All Books Aren’t Blue, or The Books Themselves Should Have Standing
Normally I’m not too interested in entering political debates over literature and culture. Suffice it to say that most literary scholars are firmly left of liberal and that I usually agree with their politics; but when it comes to discussing cultural theory and interpretation, I’m often the conservative in the room. More on that some other day. Maybe.
I’m also not too interested in young adult literature. I don’t have children, and Harry Potter, for some reason, just doesn’t speak to me. My idea of great writing for young people runs from Shirley Jackson’s psycho-horror to Uruguayan Horacio Quiroga’s brutally naturalist tales. (His most famous, “Juan Darién,” portrays a boy changed to a tiger who is literally hunted down, tortured and left for dead by the rural community that fears him.) When I read Lord of the Flies at age 16, I thought it was too cartoonish to be taken seriously.
Today I make an exception because, well, who can escape it? The madness possessing school boards and parent groups to ban books in an effort to “protect” their children has more or less engulfed us all. Why should I care about a bunch of arguably paranoid (and more arguably bigoted) parents in Tennessee who want Maus kept out of their schools? Why should any of us? Because, to paraphrase Martin Niemöller regarding the Holocaust, I want there to be someone to speak out when they come for me.

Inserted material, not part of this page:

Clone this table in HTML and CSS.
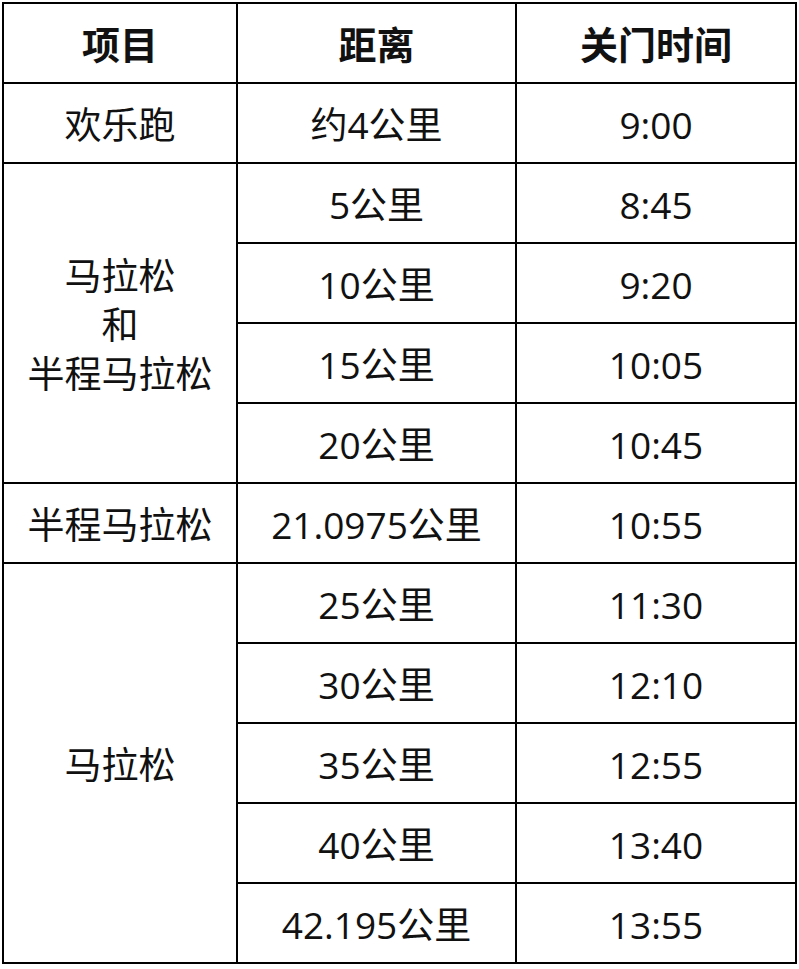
FILE: index.html
```html
<!DOCTYPE html>
<html lang="zh-CN">
<head>
<meta charset="utf-8">
<link rel="stylesheet" href="styles.css">
</head>
<body>
<table class="tbl">
  <colgroup>
    <col class="c1"><col class="c2"><col class="c3">
  </colgroup>
  <thead>
    <tr><th>项目</th><th>距离</th><th>关门时间</th></tr>
  </thead>
  <tbody>
    <tr><td>欢乐跑</td><td>约4公里</td><td>9:00</td></tr>
    <tr><td rowspan="4" class="multi">马拉松<br>和<br>半程马拉松</td><td>5公里</td><td>8:45</td></tr>
    <tr><td>10公里</td><td>9:20</td></tr>
    <tr><td>15公里</td><td>10:05</td></tr>
    <tr><td>20公里</td><td>10:45</td></tr>
    <tr><td>半程马拉松</td><td>21.0975公里</td><td>10:55</td></tr>
    <tr><td rowspan="5">马拉松</td><td>25公里</td><td>11:30</td></tr>
    <tr><td>30公里</td><td>12:10</td></tr>
    <tr><td>35公里</td><td>12:55</td></tr>
    <tr><td>40公里</td><td>13:40</td></tr>
    <tr><td>42.195公里</td><td>13:55</td></tr>
  </tbody>
</table>
</body>
</html>
```
FILE: styles.css
```css
html, body {
  margin: 0;
  padding: 0;
  background: #fff;
}
body {
  padding: 2px 0 0 2px;
  font-family: "Open Sans", "Noto Sans CJK SC", sans-serif;
  color: #111;
}
.tbl {
  border-collapse: collapse;
  table-layout: fixed;
  width: 795px;
}
.c1 { width: 234px; }
.c2 { width: 279px; }
.c3 { width: 280px; }
.tbl th, .tbl td {
  border: 2px solid #000;
  height: 76px;
  padding: 2px 0 0 0;
  text-align: center;
  vertical-align: middle;
  font-size: 37px;
  line-height: 1;
}
.tbl th {
  font-weight: 700;
  font-size: 38px;
}
.tbl td {
  font-weight: 400;
}
.tbl td.multi {
  line-height: 49px;
}
```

The specific case that really caught my attention was All Boys Aren’t Blue by George Matthew Johnson, a black gay author whose personal memoir seems to have instantly turned high school and middle school librarians into criminals conspiring to pervert the youth of America. This title erupted onto my Facebook page when a deeply conservative friend of mine posted an excerpt from it, declaring it “the single most depraved thing I have seen, maybe ever. Indoctrinating children into accepting incest, let alone gay incest, as normal?” I quickly ascertained that neither my friend nor any of the score of concerned parents on her thread had actually read the book. Her criticism was based on that single half-page excerpt describing the narrator’s forced seduction by his older male cousin. (Which, I might add, is one of the most remarkable passages in the book, not so much for its content as for its being in a second-person accusatory narration.) And since it is not enough to object to the book’s supposed smuttiness, these critics have determined that Matthews is a contributor to the Great Critical Race Conspiracy aimed at indoctrinating the nation’s children.
So, unlike my Facebook interlocutors, I read the book. Not only is it not particularly explosive or shocking, it is not particularly new, novel or revelatory in any way. It is unevenly written at best; parts of it are funny, parts are far too preachy and much of it is tedious. Why would anyone care that the author’s identity was somehow profoundly shaken by discovering that his first name was George, not Matthew? A childhood friend of mine, now retired after a forty-year career teaching high school English and deeply interested in the problem of school book banning, agreed that 95% of high school students would never pick up the book, much less find anything objectionable in it.
Ah, but that other five percent. They would certainly find nothing titillating in that ostensibly pornographic passage, and I should know. But for the kids who find nobody with whom to talk about their “differentness”—because she’s black in a 95% white community, because he’s gay in a community where Evangelical Christianity is the norm, because they feel God played a dirty trick on them by making them a boy—this book could save a life. I should know that too.
This is precisely why the book belongs in a high school library—for where else would a desperate kid be likely to find it? It is precisely why a school board, superintendent of schools or parent group has no moral authority to demand the book’s removal. Because the people who really matter—the kids for whom the book is written and the teachers and librarians who teach those kids—understand its importance. This is why, forty years ago, the Supreme Court, in Island Trees v. Pico, determined that the First Amendment limits the power of junior high and high school officials to remove books from school libraries because of their content, and the students themselves have the standing to sue the school board over book banning. (Full disclosure: Steve Pico happens to be a friend of mine.) And no, my conservative friend, the argument that I don’t have children and thus don’t understand the authority parents should have to “defend” them doesn’t cut it. I know plenty of children I would lay down my life for, quite literally—I’m sure we all do. It is because I care for these children that I want their teachers and librarians to be the gatekeepers of their intellectual and yes, moral, well-being. Not only should the kids have legal standing, the books themselves should have it. Which is why we need to keep reading them.
Todd Garth
Todd S. Garth teaches Spanish and Portuguese Language and Latin American and Spanish cultural studies at the US Naval Academy in Annapolis, where he was the first openly gay faculty member. He is the author of two critical studies of (long dead) Spanish American authors and an enthusiastic reader and commentator of fiction of all kinds. He is currently at work on a historical novel, The Mayor of Newark.